# [What you are asked to do]
Review the listing and copy each line that holds the word "this".
─── Provided data ───
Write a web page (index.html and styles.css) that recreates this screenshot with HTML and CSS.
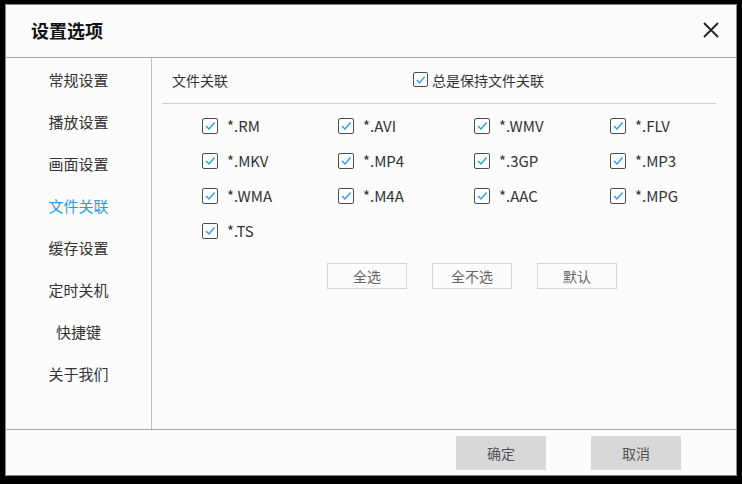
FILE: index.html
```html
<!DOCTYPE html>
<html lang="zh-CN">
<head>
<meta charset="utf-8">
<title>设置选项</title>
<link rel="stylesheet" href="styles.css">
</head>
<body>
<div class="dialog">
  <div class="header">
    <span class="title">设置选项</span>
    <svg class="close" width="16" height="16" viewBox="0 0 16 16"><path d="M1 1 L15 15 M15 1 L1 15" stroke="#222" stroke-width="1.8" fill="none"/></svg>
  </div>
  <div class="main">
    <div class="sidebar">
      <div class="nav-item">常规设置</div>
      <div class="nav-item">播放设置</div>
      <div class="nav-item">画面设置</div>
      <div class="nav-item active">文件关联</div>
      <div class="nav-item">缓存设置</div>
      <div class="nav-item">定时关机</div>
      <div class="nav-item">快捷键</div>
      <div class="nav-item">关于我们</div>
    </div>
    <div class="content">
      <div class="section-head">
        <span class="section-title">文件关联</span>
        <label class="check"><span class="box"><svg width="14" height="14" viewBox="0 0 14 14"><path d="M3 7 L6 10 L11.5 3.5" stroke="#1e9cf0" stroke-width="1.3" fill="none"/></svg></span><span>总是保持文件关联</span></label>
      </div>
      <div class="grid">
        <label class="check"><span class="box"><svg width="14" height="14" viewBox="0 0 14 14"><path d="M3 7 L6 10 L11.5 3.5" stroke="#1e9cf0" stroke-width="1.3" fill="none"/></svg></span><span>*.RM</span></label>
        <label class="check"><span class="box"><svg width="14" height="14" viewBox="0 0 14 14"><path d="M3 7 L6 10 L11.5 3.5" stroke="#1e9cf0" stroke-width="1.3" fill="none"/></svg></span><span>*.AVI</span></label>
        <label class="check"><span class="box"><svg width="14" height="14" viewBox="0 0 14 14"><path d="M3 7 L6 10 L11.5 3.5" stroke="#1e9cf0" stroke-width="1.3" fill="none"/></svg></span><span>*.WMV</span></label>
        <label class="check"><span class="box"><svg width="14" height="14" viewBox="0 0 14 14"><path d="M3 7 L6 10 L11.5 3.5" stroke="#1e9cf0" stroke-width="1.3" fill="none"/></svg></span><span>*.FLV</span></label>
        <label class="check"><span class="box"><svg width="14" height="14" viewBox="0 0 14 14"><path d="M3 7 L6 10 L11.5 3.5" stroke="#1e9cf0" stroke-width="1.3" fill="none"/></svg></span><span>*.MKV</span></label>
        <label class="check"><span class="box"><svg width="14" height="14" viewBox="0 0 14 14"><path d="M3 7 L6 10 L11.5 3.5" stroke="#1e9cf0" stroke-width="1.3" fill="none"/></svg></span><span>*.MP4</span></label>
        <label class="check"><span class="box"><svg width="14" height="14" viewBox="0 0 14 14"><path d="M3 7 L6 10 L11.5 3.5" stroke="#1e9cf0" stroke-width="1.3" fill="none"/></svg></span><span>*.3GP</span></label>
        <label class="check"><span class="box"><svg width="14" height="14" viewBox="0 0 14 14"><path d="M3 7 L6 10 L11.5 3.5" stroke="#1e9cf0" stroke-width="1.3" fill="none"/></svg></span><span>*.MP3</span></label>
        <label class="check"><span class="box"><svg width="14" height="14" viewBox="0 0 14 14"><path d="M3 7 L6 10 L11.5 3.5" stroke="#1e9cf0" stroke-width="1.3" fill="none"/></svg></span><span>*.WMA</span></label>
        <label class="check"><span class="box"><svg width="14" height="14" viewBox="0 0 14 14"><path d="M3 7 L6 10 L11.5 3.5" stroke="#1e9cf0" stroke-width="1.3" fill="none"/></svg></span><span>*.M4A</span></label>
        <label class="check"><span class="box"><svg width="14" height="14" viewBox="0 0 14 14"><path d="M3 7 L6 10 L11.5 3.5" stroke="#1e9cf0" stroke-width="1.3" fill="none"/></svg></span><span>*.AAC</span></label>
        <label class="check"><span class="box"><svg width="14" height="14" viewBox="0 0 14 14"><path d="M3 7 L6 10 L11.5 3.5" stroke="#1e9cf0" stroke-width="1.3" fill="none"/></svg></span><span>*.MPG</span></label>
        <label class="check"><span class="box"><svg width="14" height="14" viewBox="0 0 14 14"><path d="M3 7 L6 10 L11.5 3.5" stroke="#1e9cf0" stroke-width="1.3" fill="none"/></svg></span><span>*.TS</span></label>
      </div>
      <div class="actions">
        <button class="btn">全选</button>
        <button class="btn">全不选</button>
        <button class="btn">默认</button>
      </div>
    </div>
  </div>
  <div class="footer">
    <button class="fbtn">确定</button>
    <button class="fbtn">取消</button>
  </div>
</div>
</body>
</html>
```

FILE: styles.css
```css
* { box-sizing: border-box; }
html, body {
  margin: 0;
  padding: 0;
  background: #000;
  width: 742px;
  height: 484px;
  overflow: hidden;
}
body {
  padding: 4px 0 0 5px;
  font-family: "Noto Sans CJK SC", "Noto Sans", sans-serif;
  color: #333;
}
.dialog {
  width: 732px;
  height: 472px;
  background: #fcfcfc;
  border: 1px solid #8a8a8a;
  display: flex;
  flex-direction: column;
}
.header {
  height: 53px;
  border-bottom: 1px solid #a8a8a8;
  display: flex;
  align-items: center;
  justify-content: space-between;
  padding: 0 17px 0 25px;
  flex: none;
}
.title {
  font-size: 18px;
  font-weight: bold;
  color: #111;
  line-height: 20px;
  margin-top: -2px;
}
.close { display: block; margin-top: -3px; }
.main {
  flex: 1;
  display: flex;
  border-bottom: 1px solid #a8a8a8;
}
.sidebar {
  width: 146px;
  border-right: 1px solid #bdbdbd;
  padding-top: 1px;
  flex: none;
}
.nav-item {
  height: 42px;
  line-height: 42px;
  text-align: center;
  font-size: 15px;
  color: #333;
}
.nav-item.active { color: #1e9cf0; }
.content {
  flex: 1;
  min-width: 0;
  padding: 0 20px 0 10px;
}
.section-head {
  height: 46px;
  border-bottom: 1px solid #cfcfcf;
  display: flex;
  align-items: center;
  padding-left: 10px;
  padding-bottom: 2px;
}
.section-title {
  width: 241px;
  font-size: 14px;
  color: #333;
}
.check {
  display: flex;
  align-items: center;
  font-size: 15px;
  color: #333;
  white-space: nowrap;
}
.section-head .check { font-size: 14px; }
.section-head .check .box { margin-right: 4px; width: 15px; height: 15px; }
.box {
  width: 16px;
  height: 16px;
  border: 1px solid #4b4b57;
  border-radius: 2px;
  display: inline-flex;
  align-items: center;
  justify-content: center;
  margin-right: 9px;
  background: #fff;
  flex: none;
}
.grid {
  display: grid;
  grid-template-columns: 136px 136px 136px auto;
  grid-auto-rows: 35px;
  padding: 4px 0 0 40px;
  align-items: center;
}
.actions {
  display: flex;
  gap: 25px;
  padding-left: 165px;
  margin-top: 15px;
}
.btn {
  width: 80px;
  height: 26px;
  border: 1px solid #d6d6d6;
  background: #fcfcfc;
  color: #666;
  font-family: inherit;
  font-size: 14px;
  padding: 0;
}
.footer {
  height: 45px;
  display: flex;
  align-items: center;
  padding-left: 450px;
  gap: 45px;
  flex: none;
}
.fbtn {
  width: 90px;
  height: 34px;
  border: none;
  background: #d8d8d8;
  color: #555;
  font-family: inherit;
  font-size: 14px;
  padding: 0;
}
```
───
─── Provided data ───
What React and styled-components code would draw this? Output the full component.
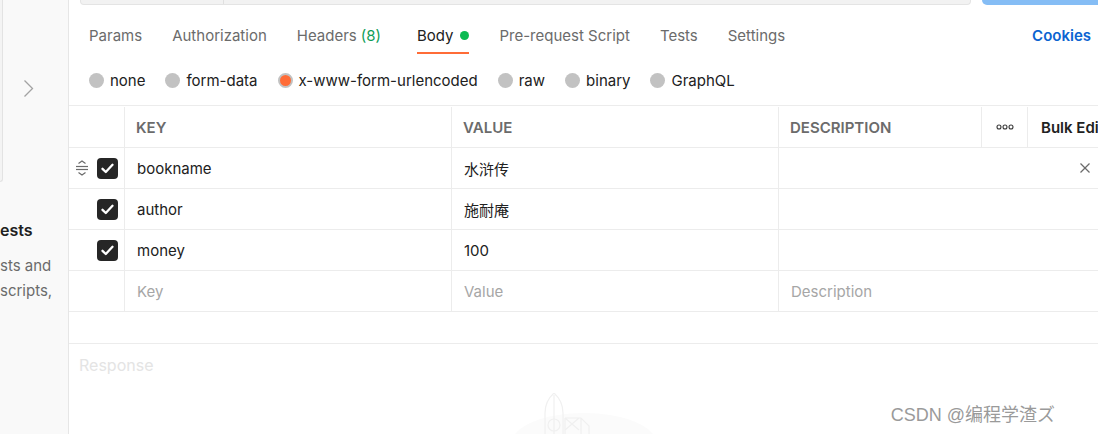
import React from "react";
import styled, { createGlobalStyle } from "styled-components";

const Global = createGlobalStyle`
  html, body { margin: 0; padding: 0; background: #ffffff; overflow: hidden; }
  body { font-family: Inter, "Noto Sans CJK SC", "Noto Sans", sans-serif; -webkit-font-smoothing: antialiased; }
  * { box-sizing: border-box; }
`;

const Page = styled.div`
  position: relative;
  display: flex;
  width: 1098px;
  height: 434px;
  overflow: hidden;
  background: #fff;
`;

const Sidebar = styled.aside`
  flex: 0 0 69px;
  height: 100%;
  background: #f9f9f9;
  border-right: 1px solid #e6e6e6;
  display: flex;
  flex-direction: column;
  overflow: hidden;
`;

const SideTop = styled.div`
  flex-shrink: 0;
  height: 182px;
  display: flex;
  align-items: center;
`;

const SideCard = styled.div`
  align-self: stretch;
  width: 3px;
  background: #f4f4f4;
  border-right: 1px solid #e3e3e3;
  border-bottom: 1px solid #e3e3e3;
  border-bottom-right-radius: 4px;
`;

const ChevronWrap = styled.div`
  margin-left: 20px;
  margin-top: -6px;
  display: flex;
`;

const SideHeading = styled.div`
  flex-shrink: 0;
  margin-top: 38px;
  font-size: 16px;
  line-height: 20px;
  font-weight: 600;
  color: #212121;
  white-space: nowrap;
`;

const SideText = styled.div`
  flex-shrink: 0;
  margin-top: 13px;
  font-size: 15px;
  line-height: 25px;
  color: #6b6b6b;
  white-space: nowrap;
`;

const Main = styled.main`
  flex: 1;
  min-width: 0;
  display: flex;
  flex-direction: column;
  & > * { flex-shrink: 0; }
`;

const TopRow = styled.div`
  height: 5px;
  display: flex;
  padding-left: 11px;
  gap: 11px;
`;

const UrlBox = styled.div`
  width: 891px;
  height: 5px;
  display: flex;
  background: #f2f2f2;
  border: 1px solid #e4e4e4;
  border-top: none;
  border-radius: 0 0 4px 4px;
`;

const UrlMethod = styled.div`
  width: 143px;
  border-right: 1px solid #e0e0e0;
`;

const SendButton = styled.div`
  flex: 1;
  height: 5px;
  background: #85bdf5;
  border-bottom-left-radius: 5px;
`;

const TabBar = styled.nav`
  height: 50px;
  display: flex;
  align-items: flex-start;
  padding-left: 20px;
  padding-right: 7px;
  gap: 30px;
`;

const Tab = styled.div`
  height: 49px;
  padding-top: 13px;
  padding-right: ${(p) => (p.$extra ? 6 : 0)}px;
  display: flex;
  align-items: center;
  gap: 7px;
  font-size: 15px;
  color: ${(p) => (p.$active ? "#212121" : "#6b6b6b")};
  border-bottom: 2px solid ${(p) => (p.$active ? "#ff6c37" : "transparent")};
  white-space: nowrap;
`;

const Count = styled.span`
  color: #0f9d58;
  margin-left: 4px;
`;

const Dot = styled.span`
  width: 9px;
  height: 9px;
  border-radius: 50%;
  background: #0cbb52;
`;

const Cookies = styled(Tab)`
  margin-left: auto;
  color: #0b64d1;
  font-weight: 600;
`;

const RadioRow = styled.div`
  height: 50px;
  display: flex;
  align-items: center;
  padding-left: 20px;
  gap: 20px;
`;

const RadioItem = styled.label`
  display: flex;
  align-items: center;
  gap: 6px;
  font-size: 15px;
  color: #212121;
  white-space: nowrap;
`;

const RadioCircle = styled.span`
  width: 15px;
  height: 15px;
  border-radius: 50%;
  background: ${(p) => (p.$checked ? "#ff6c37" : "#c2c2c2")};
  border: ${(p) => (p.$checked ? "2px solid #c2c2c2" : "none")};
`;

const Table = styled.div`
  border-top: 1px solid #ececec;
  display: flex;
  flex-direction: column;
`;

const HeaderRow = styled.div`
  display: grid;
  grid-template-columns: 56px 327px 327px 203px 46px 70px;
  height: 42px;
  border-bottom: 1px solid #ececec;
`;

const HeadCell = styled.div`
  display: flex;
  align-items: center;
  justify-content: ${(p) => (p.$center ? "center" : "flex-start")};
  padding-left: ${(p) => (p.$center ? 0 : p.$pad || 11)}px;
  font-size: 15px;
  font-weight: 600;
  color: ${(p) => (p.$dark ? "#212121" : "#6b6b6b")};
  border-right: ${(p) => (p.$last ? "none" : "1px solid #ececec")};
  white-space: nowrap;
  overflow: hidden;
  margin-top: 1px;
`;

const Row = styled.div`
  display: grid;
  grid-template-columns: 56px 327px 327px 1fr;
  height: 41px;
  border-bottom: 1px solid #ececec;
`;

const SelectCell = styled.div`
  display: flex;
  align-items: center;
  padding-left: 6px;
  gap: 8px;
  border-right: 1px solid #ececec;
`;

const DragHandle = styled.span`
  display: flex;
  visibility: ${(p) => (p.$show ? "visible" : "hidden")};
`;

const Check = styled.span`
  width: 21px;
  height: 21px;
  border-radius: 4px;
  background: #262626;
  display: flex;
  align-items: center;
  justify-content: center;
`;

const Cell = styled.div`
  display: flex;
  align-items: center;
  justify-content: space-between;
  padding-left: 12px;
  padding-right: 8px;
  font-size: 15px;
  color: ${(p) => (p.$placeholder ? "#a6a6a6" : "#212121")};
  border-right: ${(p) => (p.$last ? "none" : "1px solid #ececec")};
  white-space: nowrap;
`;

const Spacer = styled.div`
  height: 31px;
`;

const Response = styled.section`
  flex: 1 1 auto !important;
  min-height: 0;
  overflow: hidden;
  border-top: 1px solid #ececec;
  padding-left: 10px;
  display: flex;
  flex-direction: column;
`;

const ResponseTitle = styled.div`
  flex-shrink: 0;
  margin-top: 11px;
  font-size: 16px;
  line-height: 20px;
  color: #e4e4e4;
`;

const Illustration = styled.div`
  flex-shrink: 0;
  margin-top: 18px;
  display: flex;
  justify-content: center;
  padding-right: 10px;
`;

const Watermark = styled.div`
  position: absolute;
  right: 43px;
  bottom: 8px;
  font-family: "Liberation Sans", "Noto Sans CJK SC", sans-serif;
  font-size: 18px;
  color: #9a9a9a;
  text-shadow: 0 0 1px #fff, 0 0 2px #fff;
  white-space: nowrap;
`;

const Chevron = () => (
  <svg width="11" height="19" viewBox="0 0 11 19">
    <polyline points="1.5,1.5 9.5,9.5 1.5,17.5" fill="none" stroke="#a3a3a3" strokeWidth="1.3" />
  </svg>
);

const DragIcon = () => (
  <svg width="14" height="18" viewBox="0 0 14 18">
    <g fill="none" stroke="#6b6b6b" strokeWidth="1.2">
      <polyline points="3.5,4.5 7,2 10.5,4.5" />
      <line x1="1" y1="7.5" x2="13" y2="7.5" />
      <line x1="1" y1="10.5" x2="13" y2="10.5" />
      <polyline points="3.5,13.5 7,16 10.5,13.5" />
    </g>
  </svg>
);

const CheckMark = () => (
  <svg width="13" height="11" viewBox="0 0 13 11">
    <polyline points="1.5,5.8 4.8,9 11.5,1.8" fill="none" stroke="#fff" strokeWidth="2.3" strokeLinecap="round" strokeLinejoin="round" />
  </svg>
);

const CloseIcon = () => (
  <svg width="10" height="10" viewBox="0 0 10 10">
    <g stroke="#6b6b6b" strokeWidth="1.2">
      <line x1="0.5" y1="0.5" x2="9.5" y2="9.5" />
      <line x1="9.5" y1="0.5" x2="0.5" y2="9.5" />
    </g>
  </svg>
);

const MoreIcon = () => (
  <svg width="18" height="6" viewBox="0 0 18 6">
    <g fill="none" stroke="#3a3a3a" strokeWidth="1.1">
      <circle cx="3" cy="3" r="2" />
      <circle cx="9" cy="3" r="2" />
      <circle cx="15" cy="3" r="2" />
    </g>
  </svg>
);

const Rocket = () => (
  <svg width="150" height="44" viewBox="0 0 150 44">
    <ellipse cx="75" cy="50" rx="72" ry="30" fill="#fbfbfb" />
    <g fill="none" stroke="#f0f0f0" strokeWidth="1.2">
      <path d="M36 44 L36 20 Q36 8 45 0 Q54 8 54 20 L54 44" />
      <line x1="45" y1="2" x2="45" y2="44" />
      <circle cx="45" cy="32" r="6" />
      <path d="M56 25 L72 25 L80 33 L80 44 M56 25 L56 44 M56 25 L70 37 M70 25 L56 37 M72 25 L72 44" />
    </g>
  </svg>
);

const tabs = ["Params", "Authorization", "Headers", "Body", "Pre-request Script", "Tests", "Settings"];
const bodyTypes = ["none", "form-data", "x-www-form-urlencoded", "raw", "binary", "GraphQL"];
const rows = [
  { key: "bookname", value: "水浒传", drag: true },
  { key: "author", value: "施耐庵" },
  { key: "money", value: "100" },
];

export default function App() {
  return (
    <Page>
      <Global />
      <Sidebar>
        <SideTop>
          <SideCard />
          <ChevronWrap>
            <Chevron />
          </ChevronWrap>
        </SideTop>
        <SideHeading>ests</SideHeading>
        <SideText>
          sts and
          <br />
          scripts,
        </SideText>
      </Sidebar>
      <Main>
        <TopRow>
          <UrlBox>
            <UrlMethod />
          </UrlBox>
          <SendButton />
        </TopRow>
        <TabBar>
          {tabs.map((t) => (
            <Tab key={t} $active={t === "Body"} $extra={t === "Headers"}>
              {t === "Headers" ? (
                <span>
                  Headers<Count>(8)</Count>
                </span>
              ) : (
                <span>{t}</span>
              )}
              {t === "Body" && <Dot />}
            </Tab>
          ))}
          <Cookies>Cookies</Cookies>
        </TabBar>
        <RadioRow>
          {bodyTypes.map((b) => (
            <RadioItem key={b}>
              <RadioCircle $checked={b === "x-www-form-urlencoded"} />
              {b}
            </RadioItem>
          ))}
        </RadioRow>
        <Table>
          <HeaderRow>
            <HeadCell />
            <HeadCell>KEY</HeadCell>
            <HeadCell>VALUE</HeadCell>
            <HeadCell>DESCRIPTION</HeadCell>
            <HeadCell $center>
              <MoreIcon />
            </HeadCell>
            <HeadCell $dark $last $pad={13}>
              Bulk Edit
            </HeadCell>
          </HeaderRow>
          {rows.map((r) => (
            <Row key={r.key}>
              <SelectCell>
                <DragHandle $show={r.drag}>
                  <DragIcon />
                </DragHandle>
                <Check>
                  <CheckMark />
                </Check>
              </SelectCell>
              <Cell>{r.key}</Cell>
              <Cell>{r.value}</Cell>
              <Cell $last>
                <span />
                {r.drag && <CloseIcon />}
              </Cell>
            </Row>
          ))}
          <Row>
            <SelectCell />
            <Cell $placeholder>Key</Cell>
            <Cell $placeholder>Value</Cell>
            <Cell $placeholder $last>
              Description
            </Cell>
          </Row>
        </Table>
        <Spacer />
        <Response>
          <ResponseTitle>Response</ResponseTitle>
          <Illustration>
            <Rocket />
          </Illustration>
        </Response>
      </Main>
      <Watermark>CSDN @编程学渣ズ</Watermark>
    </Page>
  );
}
───
# [Solution]
Write a web page (index.html and styles.css) that recreates this screenshot with HTML and CSS.
What React and styled-components code would draw this? Output the full component.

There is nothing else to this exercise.